Plano de privatização da empresa de energia envolve uma dinheirama para fundar nova companhia responsável por Itaipu e a Eletronuclear

 

A cartilha do ministro da Economia, Paulo Guedes, tem alguns pilares sólidos para a economia brasileira. A promessa é que, passada a fase mais crítica do impacto da Covid-19, o foco se volta a agenda inicial: reformas estruturais e privatizações. O plano de passar estatais para a iniciativa privada, entretanto, parece ter começado ao contrário. O cenário, agora, é tragicômico: para se desfazer de uma empresa, o governo planeja criar outra. No cerne das discussões pela privatização da Eletrobras, a secretária-executiva do Ministério de Minas e Energia, Marisete Pereira, solicitou ao Ministério da Economia um adendo de 4 bilhões de reais no orçamento da pasta no ano que vem para a criação de uma nova empresa. Essa nova estatal seria responsável pela administração da Usina de Itaipu e da Eletronuclear, braço da empresa responsável pela operação de energia nuclear do país, justificando que a criação da nova companhia seria “necessária para a efetivação do processo” de privatização, com a consonante apreciação do tema por parte do Congresso Nacional no âmbito das discussões do projeto de lei que prevê a concessão da Eletrobras.

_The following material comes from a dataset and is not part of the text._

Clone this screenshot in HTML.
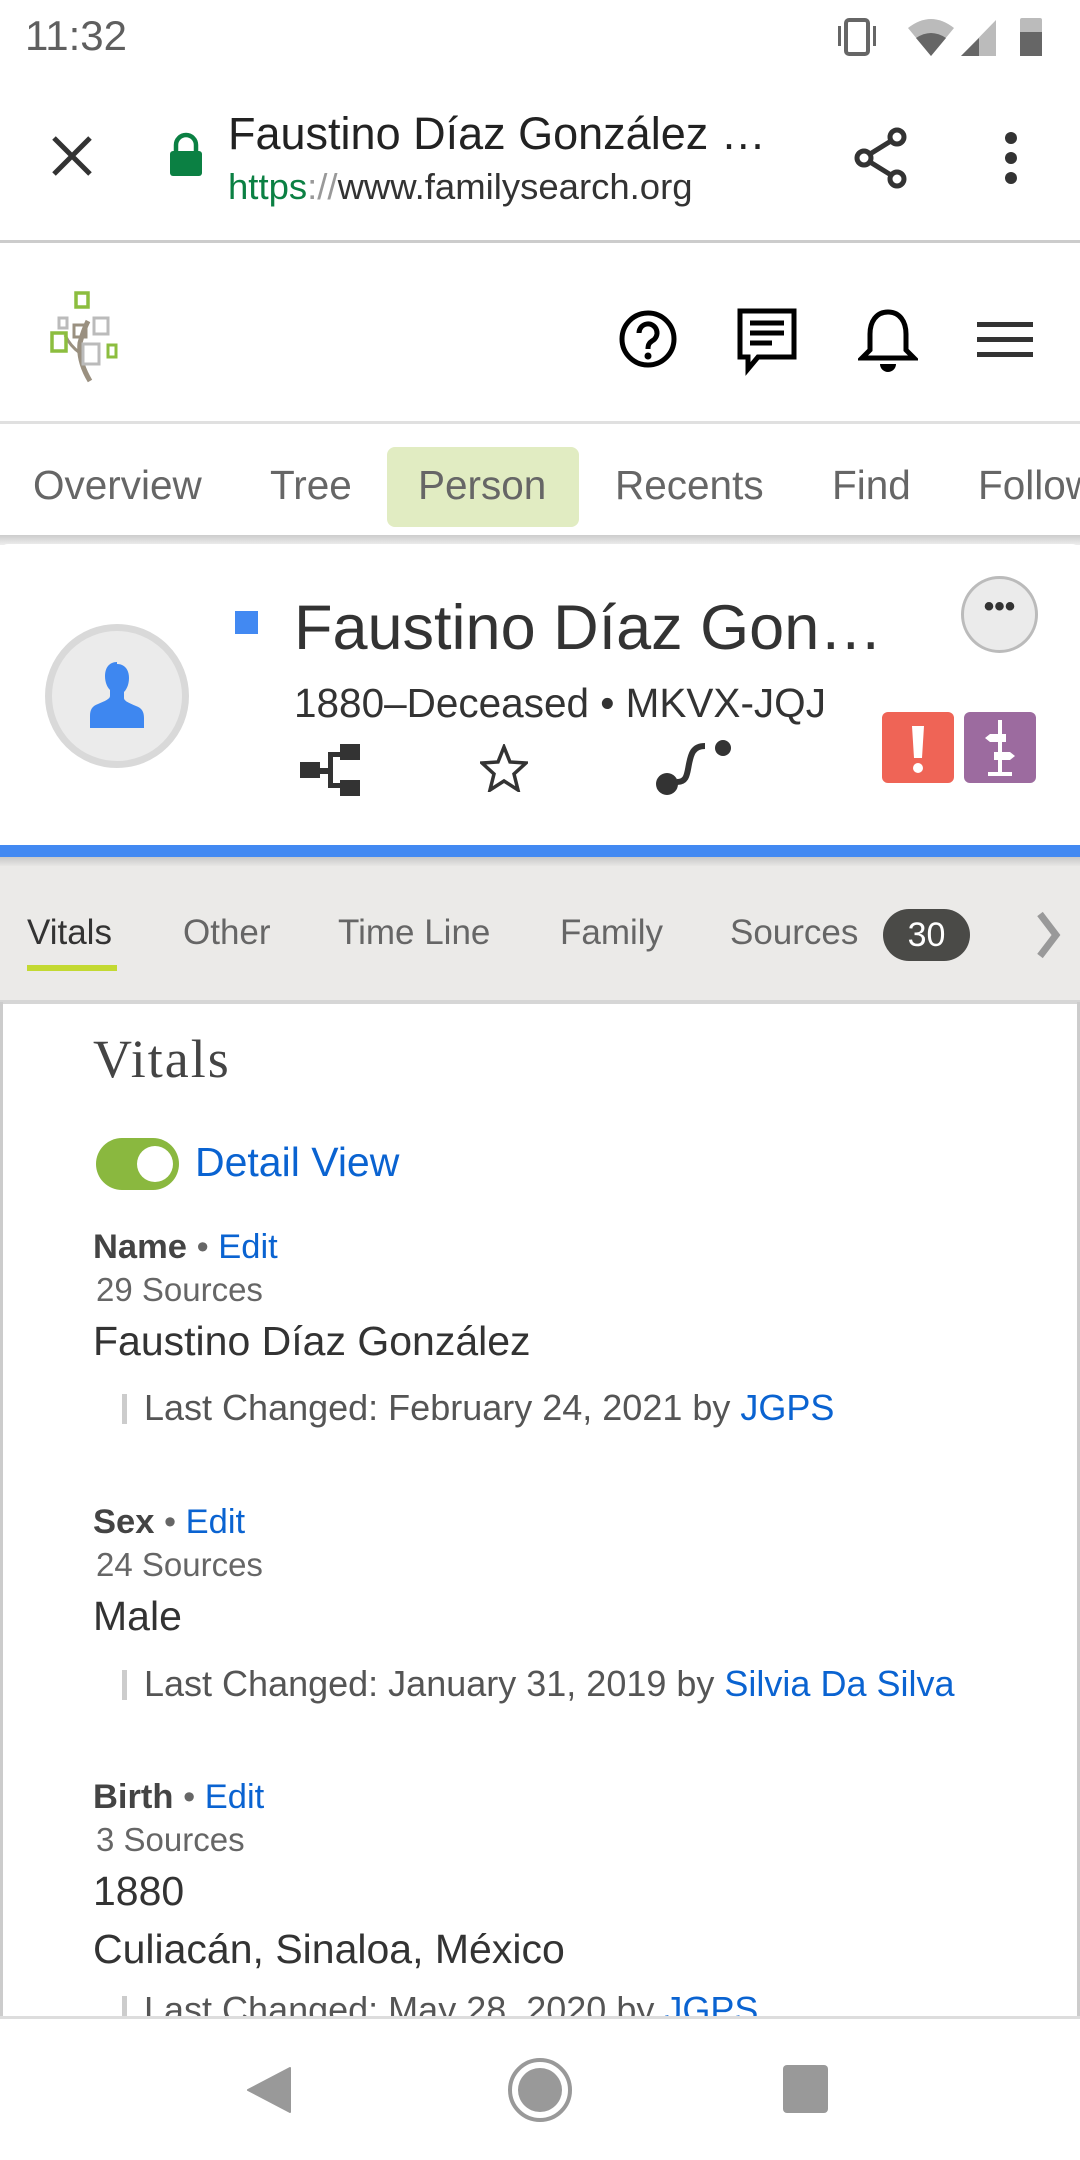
<!DOCTYPE html>
<html><head><meta charset="utf-8"><style>
*{margin:0;padding:0;box-sizing:border-box}
body{width:1080px;height:2160px;position:relative;overflow:hidden;background:#fff;font-family:"Liberation Sans",sans-serif;color:#333}
.a{position:absolute;white-space:nowrap}
.blue{color:#0a63d1}
</style></head><body>
<!-- status bar -->
<div class="a" style="left:25px;top:12px;font-size:42px;color:#5f5f5f">11:32</div>
<svg class="a" style="left:836px;top:14px" width="210" height="44" viewBox="0 0 210 44">
<rect x="10" y="6" width="22" height="34" rx="3" fill="none" stroke="#666" stroke-width="4"/>
<rect x="2" y="12" width="3" height="20" fill="#666"/><rect x="37" y="12" width="3" height="20" fill="#666"/>
<path d="M72 14 Q95 -4 118 14 L95 42 Z" fill="#bbb"/><path d="M80 24 Q95 14 110 24 L95 42 Z" fill="#666"/>
<path d="M160 6 L160 42 L125 42 Z" fill="#bbb"/><path d="M143 24 L143 42 L125 42 Z" fill="#666"/>
<rect x="184" y="4" width="22" height="38" rx="2" fill="#bbb"/><rect x="184" y="18" width="22" height="24" fill="#666"/>
</svg>
<!-- chrome bar -->
<svg class="a" style="left:50px;top:134px" width="44" height="44" viewBox="0 0 44 44"><path d="M4 4L40 40M40 4L4 40" stroke="#333" stroke-width="5"/></svg>
<svg class="a" style="left:168px;top:132px" width="36" height="46" viewBox="0 0 36 46"><path d="M8 20V13a10 10 0 0 1 20 0v7" fill="none" stroke="#0b8043" stroke-width="4.5"/><rect x="2" y="19" width="32" height="25" rx="3" fill="#0b8043"/></svg>
<div class="a" style="left:228px;top:108px;font-size:45px;color:#222">Faustino Díaz González …</div>
<div class="a" style="left:228px;top:166px;font-size:36.5px;color:#333"><span style="color:#0b8043">https</span><span style="color:#999">://</span>www.familysearch.org</div>
<svg class="a" style="left:852px;top:126px" width="60" height="64" viewBox="0 0 60 64"><g fill="none" stroke="#333" stroke-width="5"><circle cx="45" cy="11" r="7"/><circle cx="12" cy="32" r="7"/><circle cx="45" cy="53" r="7"/><path d="M18 28L39 15M18 36L39 49"/></g></svg>
<svg class="a" style="left:998px;top:130px" width="28" height="56"><circle cx="13" cy="8" r="6" fill="#333"/><circle cx="13" cy="28" r="6" fill="#333"/><circle cx="13" cy="48" r="6" fill="#333"/></svg>
<div class="a" style="left:0;top:240px;width:1080px;height:3px;background:#ccc"></div>
<!-- site header -->
<svg class="a" style="left:50px;top:290px" width="72" height="94" viewBox="0 0 72 92">
<path d="M40 90 Q28 70 30 52 Q33 40 38 30" fill="none" stroke="#9a9080" stroke-width="5"/>
<path d="M30 62 Q20 55 15 44" fill="none" stroke="#9a9080" stroke-width="3"/>
<rect x="26" y="2" width="12" height="14" fill="none" stroke="#8cbd3f" stroke-width="3.5"/>
<rect x="9" y="27" width="8" height="10" fill="none" stroke="#bbb" stroke-width="3"/>
<rect x="24" y="34" width="12" height="12" fill="none" stroke="#9a9080" stroke-width="3"/>
<rect x="44" y="27" width="14" height="16" fill="none" stroke="#bbb" stroke-width="3"/>
<rect x="2" y="42" width="14" height="18" fill="none" stroke="#8cbd3f" stroke-width="3.5"/>
<rect x="33" y="53" width="16" height="20" fill="none" stroke="#bbb" stroke-width="3"/>
<rect x="58" y="54" width="8" height="12" fill="none" stroke="#8cbd3f" stroke-width="3"/>
</svg>
<svg class="a" style="left:617px;top:307px" width="62" height="64" viewBox="0 0 62 64"><circle cx="31" cy="32" r="26" fill="none" stroke="#000" stroke-width="5"/><path d="M22 26a9 9 0 1 1 13 8c-3 2-4 4-4 8" fill="none" stroke="#000" stroke-width="5"/><circle cx="31" cy="49" r="3.5"/></svg>
<svg class="a" style="left:736px;top:307px" width="62" height="72" viewBox="0 0 62 72"><path d="M4 4H58V50H22L12 62V50H4Z" fill="none" stroke="#000" stroke-width="5"/><path d="M14 16H48M14 26H48M14 36H36" stroke="#000" stroke-width="5"/></svg>
<svg class="a" style="left:858px;top:308px" width="60" height="66" viewBox="0 0 60 66"><path d="M30 4c-12 0-18 10-18 22v16l-8 8h52l-8-8V26C48 14 42 4 30 4Z" fill="none" stroke="#000" stroke-width="5"/><path d="M22 56a8 8 0 0 0 16 0Z"/></svg>
<svg class="a" style="left:977px;top:320px" width="56" height="40"><rect y="2" width="56" height="5" fill="#333"/><rect y="17" width="56" height="5" fill="#333"/><rect y="32" width="56" height="5" fill="#333"/></svg>
<div class="a" style="left:0;top:421px;width:1080px;height:3px;background:#e0e0e0"></div>
<!-- nav tabs -->
<div class="a" style="left:387px;top:447px;width:192px;height:80px;border-radius:8px;background:#e1ecc2"></div>
<div class="a" style="left:33px;top:462px;font-size:40.5px;color:#666">Overview</div>
<div class="a" style="left:270px;top:462px;font-size:40.5px;color:#666">Tree</div>
<div class="a" style="left:418px;top:462px;font-size:40.5px;color:#666">Person</div>
<div class="a" style="left:615px;top:462px;font-size:40.5px;color:#666">Recents</div>
<div class="a" style="left:832px;top:462px;font-size:40.5px;color:#666">Find</div>
<div class="a" style="left:978px;top:462px;font-size:40.5px;color:#666">Follow</div>
<div class="a" style="left:0;top:535px;width:1080px;height:10px;background:linear-gradient(#ccc,#eee)"></div>
<!-- person card -->
<div class="a" style="left:0;top:544px;width:1080px;height:302px;background:#fff;border-radius:8px 8px 0 0"></div>
<div class="a" style="left:45px;top:624px;width:144px;height:144px;border-radius:50%;background:#ebebeb;border:7px solid #d9d9d9"></div>
<svg class="a" style="left:88px;top:660px" width="58" height="70" viewBox="0 0 58 70"><path d="M29 2c-8 0-12 6-12 14 0 6 2 11 5 14v6c0 3-5 5-12 8-6 2-8 6-8 12v12h54V58c0-6-2-10-8-12-7-3-12-5-12-8v-6c3-3 5-8 5-14 0-8-4-14-12-14Z" fill="#3e87f0"/></svg>
<div class="a" style="left:235px;top:611px;width:23px;height:23px;background:#4289f2"></div>
<div class="a" style="left:294px;top:592px;font-size:63px;color:#333">Faustino Díaz Gon…</div>
<div class="a" style="left:294px;top:680px;font-size:40.5px;color:#333">1880–Deceased • MKVX-JQJ</div>
<div class="a" style="left:961px;top:576px;width:77px;height:77px;border-radius:50%;background:#ebebeb;border:3px solid #bbb;text-align:center;font-size:30px;font-weight:bold;line-height:56px;color:#333">•••</div>
<svg class="a" style="left:300px;top:744px" width="62" height="52" viewBox="0 0 62 52"><g fill="#333"><rect x="0" y="18" width="20" height="16"/><rect x="40" y="0" width="20" height="16"/><rect x="40" y="36" width="20" height="16"/><path d="M20 24h8V8h12v5H33v26h7v5H28V30h-8Z"/></g></svg>
<svg class="a" style="left:480px;top:744px" width="48" height="48" viewBox="0 0 48 48"><path d="M24 3l6 15 16 1-12 11 4 16-14-9-14 9 4-16L2 19l16-1Z" fill="none" stroke="#333" stroke-width="3.5"/></svg>
<svg class="a" style="left:655px;top:738px" width="80" height="60" viewBox="0 0 80 60"><circle cx="12" cy="46" r="11" fill="#333"/><circle cx="68" cy="10" r="8" fill="#333"/><path d="M22 44c10 0 10-8 12-18s4-18 16-18" fill="none" stroke="#333" stroke-width="6"/></svg>
<div class="a" style="left:882px;top:712px;width:72px;height:71px;border-radius:6px;background:#ef6456"></div>
<svg class="a" style="left:882px;top:712px" width="72" height="71"><path d="M30 14h12l-2 32h-8Z" fill="#fff"/><circle cx="36" cy="56" r="5" fill="#fff"/></svg>
<div class="a" style="left:964px;top:712px;width:72px;height:71px;border-radius:6px;background:#9c6b9f"></div>
<svg class="a" style="left:964px;top:712px" width="72" height="71"><g fill="#fff"><rect x="34" y="8" width="4" height="54"/><path d="M26 22h16v8H26l-5-4Z"/><path d="M30 40h16l5 4-5 4H30Z"/><rect x="24" y="60" width="24" height="4"/></g></svg>
<div class="a" style="left:0;top:845px;width:1080px;height:12px;background:#4289f2"></div>
<div class="a" style="left:0;top:857px;width:1080px;height:10px;background:linear-gradient(#c8c8c8,#ebeae8)"></div>
<!-- tabs -->
<div class="a" style="left:0;top:866px;width:1080px;height:136px;background:#ebeae8"></div>
<div class="a" style="left:27px;top:913px;font-size:35px;color:#333">Vitals</div>
<div class="a" style="left:27px;top:965px;width:90px;height:6px;background:#c3d932"></div>
<div class="a" style="left:183px;top:913px;font-size:35px;color:#666">Other</div>
<div class="a" style="left:338px;top:913px;font-size:35px;color:#666">Time Line</div>
<div class="a" style="left:560px;top:913px;font-size:35px;color:#666">Family</div>
<div class="a" style="left:730px;top:913px;font-size:35px;color:#666">Sources</div>
<div class="a" style="left:883px;top:909px;width:87px;height:52px;border-radius:26px;background:#4a4a47;color:#fff;font-size:34px;text-align:center;line-height:52px">30</div>
<svg class="a" style="left:1034px;top:910px" width="30" height="50"><path d="M6 4L22 25L6 46" fill="none" stroke="#999" stroke-width="7"/></svg>
<!-- content -->
<div class="a" style="left:0;top:1000px;width:1080px;height:4px;background:#d6d6d6"></div>
<div class="a" style="left:0;top:1002px;width:3px;height:1020px;background:#ccc"></div>
<div class="a" style="left:1077px;top:1002px;width:3px;height:1020px;background:#ccc"></div>
<div class="a" style="left:93px;top:1028px;font-size:54px;letter-spacing:2px;font-family:'Liberation Serif',serif;color:#444">Vitals</div>
<div class="a" style="left:96px;top:1138px;width:83px;height:52px;border-radius:26px;background:#8ab83f"></div>
<div class="a" style="left:137px;top:1146px;width:36px;height:36px;border-radius:50%;background:#fff"></div>
<div class="a blue" style="left:195px;top:1139px;font-size:41px">Detail View</div>

<div class="a" style="left:93px;top:1228px;font-size:34.5px"><b style="color:#444">Name</b> <span style="color:#666">•</span> <span class="blue">Edit</span></div>
<div class="a" style="left:96px;top:1271px;font-size:33px;color:#666">29 Sources</div>
<div class="a" style="left:93px;top:1318px;font-size:41px;color:#333">Faustino Díaz González</div>
<div class="a" style="left:122px;top:1394px;width:5px;height:30px;background:#ccc"></div>
<div class="a" style="left:144px;top:1387px;font-size:36px;color:#555">Last Changed: February 24, 2021 by <span class="blue">JGPS</span></div>

<div class="a" style="left:93px;top:1503px;font-size:34.5px"><b style="color:#444">Sex</b> <span style="color:#666">•</span> <span class="blue">Edit</span></div>
<div class="a" style="left:96px;top:1546px;font-size:33px;color:#666">24 Sources</div>
<div class="a" style="left:93px;top:1593px;font-size:41px;color:#333">Male</div>
<div class="a" style="left:122px;top:1670px;width:5px;height:30px;background:#ccc"></div>
<div class="a" style="left:144px;top:1663px;font-size:36px;color:#555">Last Changed: January 31, 2019 by <span class="blue">Silvia Da Silva</span></div>

<div class="a" style="left:93px;top:1778px;font-size:34.5px"><b style="color:#444">Birth</b> <span style="color:#666">•</span> <span class="blue">Edit</span></div>
<div class="a" style="left:96px;top:1821px;font-size:33px;color:#666">3 Sources</div>
<div class="a" style="left:93px;top:1868px;font-size:41px;color:#333">1880</div>
<div class="a" style="left:93px;top:1926px;font-size:41px;color:#333">Culiacán, Sinaloa, México</div>
<div class="a" style="left:122px;top:1996px;width:5px;height:30px;background:#ccc"></div>
<div class="a" style="left:144px;top:1989px;font-size:36px;color:#555">Last Changed: May 28, 2020 by <span class="blue">JGPS</span></div>
<!-- nav bar -->
<div class="a" style="left:0;top:2016px;width:1080px;height:144px;background:#fff;border-top:3px solid #ddd"></div>
<svg class="a" style="left:246px;top:2066px" width="46" height="48"><path d="M44 2V46L2 24Z" fill="#999" stroke="#999" stroke-width="2" stroke-linejoin="round"/></svg>
<svg class="a" style="left:506px;top:2056px" width="68" height="68"><circle cx="34" cy="34" r="30" fill="none" stroke="#999" stroke-width="4"/><circle cx="34" cy="34" r="22" fill="#999"/></svg>
<div class="a" style="left:783px;top:2065px;width:45px;height:48px;border-radius:4px;background:#999"></div>
</body></html>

“O PL estabelece que, em caso de privatização, uma empresa estatal ficará responsável pela participação acionária de Itaipu Binacional, pela atual controlada Eletrobras Termonuclear S.A – Eletronuclear, pelos bens da União sob administração da Eletrobras e pelos programas de governo”, escreve a diretora financeira e de relações com investidores da estatal, Elvira Cavalcanti Presta.“Ressaltamos que a nova empresa estatal somente deverá ser efetivamente criada para os fins previstos acima, em caso de aprovação do PL pelo Congresso Nacional”, conclui, em referência ao projeto de lei que prevê a desestatização da Eletrobras. Balela. No caso da Eletronuclear, de fato, a Constituição veda que a iniciativa privada seja responsável pela operação de energia nuclear no país. Por outro lado, a Usina de Itaipu é um ativo dividido entre o Brasil e o Paraguai, também tendo sua privatização vedada. Nada impede, porém, que as empresas tenham administrações independentes, sem estar no escopo de nenhuma companhia superiora.

“Considerando que as duas empresas têm estruturas próprias de governança, seus conselhos, políticas específicas, me parece algo desnecessário criar uma nova empresa para gerir as duas”, afirma Giuseppe Giamundo Neto, mestre em Direito do Estado pela Universidade de São Paulo. Não existe necessidade do ponto de vista jurídico ou de governança corporativa criar uma estrutura para gerir estas empresas. Gera dispêndios adicionais sem que haja essa necessidade ou implique em qualquer benefício”, analisa

Como mostrou VEJA, a privatização da empresa é um assunto de difícil trâmite no Congresso Nacional, graças a interesses históricos que envolvem a influência política na Eletrobras. A influência latente da bancada do Norte no Senado está sendo cortejada pelo governo para dar vazão aos planos de desestatização da empresa. As demandas envolvem a criação de um criar um encargo acoplado às contas de energia para garantir projetos na região por meio de um fundo, além da criação de uma golden share – um tipo de ação detida pelo poder público que dá à União o poder de tomada de ações, ainda que acionista minoritário. Os parlamentares da região mantêm os tentáculos sobre a companhia e o ministro da Economia, Paulo Guedes, vem ouvindo as demandas dos deputados e senadores para que o Parlamento dê vazão à venda da empresa. A estatal demanda 14 bilhões de reais em investimentos anuais para que mantenha-se competitiva, e os dispêndios do governo giram em torno de míseros 3,5 bilhões de reais.

 

Notícia originalmente publicada por Victor Irajá, no site da VEJA, em 23/07/2020.